En somme, le déguerpissement se substitue à une application préventive des lois et réglementations. Un mode de régulation coloniale du tissu urbain, toujours d’actualité. Cependant, on note un changement dans les cibles. Les petits commerces de rue sont visés par les opérations dites de salubrité publique avec un incident sur les activités informelles avec un risque pour les couches précaires. Les autorités pourraient entreprendre des initiatives d’aménagement de sites d’accueils avant le déguerpissement, ce dans l’optique de sauvegarder des emplois et des vies qui en dépendent.  Ensuite, les règles de préavis semblent plus respectées dans les cas de déguerpissements qui concernent les habitats, mais ceux appelés « enlèvement d’encombrants » le sont moins. Les autorités pourraient avoir plus d’égard dans les délais accordés aux citoyens compte tenu de la précarité d’une activité pourtant nourricière. Aussi, les interventions pourraient faire l’objet d’une organisation en amont plus humaine avec des équipes plus expérimentées qui jumèlent équipes techniques et sociales. Enfin, la prise en compte de « l’après-déguerpissement », soit en prévoyant des aires de relogement ou un cadre de vie plus agréable et conforme aux schémas urbains modernes sont à considérer. Ce qui pourrait ainsi convaincre les citoyens du bien-fondé de tels choix, à condition qu’ils s’inscrivent dans le long terme.
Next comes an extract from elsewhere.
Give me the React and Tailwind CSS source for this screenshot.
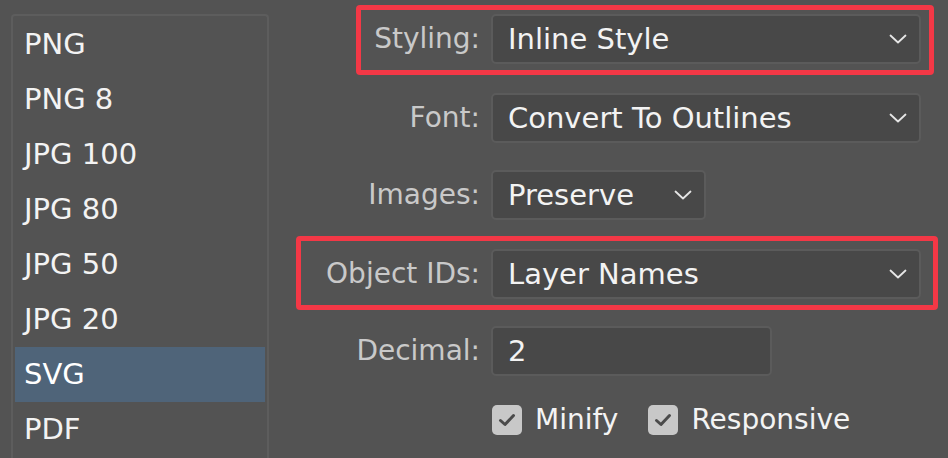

Toutefois, les multiples opérations de restauration de l’ordre et de la salubrité font apparaître un bilan encore contrasté. La tolérance et le laisser-faire des autorités locales, ainsi que la corruption qui ont marqué les dernières décennies ont fini de valider l’idée que les déguerpissements sont ponctuels et que la réinstallation à l’identique est souvent possible au même endroit.

Aujourd’hui en Guinée, il reste aux pouvoirs publics de trouver l’équilibre entre la remise en ordre du tissu urbain et la pression sociale, dont l’instrumentalisation par les acteurs politiques peut être lourde. La réussite de la régulation sera réelle quand le mot « déguerpissement » ne sera qu’un vague souvenir.